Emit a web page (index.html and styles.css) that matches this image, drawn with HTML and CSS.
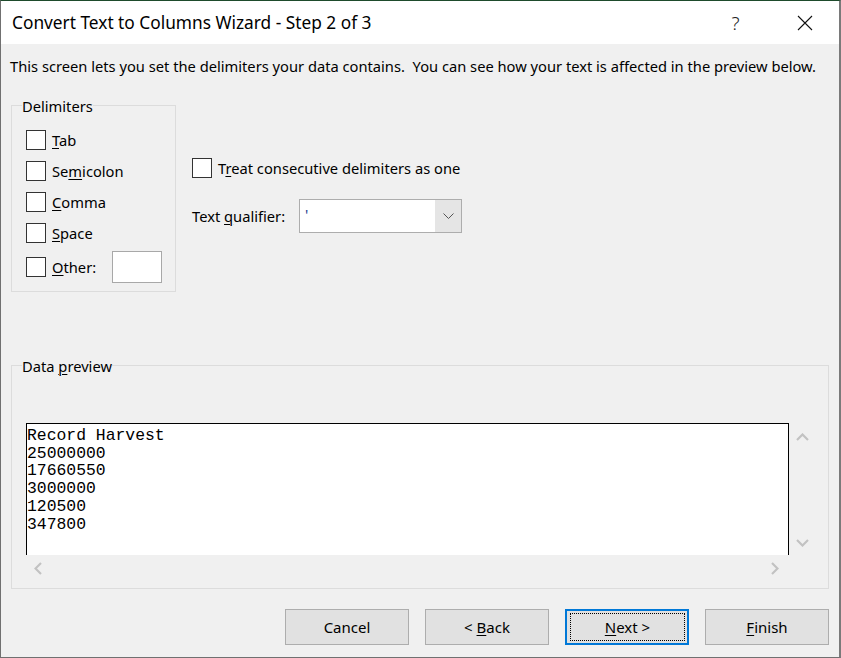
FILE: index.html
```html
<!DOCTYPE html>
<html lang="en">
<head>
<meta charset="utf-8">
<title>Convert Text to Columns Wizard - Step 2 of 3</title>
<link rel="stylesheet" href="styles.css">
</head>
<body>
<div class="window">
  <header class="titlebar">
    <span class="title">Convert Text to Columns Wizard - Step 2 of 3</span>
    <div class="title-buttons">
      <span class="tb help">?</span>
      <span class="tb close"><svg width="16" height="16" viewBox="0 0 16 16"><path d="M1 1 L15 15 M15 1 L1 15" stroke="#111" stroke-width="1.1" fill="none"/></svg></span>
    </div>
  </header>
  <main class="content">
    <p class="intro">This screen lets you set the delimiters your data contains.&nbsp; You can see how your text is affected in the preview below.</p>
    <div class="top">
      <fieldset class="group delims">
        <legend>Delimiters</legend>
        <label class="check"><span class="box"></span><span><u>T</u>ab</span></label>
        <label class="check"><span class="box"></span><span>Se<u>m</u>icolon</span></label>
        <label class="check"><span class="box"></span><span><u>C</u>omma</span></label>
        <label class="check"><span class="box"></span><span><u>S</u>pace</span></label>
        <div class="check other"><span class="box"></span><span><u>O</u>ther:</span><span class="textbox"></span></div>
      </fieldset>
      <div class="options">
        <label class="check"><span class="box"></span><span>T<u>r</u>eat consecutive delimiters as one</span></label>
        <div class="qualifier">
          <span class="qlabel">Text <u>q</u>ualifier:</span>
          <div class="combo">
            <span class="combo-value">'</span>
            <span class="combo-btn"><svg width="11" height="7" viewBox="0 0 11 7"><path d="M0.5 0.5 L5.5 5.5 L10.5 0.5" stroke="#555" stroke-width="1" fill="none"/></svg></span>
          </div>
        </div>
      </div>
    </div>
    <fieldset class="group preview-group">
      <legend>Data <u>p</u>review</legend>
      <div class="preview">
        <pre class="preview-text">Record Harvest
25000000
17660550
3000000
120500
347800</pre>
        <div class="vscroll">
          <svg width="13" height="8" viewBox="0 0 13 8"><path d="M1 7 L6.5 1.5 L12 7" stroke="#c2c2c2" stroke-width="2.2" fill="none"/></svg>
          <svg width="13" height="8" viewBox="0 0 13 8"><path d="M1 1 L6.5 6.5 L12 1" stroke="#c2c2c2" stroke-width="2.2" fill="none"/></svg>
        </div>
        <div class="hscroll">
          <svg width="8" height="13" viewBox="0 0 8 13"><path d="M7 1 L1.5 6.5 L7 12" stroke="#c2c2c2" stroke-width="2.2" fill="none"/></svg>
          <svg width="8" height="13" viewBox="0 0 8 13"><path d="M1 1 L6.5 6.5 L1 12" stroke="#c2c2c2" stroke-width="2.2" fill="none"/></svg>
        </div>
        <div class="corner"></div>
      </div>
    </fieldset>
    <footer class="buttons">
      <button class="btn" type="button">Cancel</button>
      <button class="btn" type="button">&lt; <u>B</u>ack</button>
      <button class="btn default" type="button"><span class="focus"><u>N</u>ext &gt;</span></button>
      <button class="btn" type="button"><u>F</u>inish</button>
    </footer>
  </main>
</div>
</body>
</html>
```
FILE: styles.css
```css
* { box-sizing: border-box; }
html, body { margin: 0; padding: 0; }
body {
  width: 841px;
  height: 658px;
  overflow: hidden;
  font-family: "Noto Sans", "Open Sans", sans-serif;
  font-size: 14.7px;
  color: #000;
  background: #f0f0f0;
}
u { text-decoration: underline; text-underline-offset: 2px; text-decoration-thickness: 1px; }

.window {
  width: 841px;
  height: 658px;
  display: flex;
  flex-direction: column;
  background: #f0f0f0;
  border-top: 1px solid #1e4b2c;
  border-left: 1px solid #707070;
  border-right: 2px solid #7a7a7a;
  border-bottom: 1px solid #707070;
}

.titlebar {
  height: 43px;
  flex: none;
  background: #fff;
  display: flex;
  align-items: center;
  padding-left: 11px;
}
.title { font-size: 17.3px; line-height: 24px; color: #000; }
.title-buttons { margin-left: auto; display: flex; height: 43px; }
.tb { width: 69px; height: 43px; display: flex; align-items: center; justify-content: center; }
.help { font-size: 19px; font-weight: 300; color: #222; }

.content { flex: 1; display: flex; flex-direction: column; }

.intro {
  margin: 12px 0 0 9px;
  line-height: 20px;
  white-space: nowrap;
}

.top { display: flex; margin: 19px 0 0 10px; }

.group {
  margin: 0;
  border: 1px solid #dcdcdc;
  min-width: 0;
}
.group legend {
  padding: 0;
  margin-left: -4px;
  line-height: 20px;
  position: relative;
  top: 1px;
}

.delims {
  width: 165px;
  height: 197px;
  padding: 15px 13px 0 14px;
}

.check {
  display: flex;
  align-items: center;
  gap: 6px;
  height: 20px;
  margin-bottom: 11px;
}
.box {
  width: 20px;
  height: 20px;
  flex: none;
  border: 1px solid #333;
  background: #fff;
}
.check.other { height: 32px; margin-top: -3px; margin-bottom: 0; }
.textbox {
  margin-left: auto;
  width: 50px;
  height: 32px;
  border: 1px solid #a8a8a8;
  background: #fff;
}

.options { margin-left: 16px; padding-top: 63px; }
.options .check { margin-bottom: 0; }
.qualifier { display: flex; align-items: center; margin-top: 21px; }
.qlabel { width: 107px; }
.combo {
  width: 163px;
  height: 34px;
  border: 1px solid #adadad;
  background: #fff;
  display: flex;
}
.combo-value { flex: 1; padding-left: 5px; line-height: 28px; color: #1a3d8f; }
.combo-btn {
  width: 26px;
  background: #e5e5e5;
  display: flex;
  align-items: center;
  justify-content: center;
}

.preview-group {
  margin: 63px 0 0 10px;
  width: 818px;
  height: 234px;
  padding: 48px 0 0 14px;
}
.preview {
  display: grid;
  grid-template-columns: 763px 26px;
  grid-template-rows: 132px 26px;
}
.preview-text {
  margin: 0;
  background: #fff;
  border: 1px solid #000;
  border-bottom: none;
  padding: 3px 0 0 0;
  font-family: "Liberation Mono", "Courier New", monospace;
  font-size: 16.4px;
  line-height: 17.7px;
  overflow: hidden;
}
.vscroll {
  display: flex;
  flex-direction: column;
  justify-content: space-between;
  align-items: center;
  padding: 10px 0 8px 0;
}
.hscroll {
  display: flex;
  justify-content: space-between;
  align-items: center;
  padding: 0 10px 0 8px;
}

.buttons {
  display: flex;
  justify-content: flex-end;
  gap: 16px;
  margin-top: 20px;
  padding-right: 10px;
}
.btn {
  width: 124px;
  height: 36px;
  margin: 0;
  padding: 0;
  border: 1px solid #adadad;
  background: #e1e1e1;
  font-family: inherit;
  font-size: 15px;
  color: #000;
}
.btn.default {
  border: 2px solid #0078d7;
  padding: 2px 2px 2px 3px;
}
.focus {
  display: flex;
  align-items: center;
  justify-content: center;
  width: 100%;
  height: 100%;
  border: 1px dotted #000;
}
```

----

Task directions: Count every line above that holds the word "styles", and state the number and nothing more.

Expected answer: 3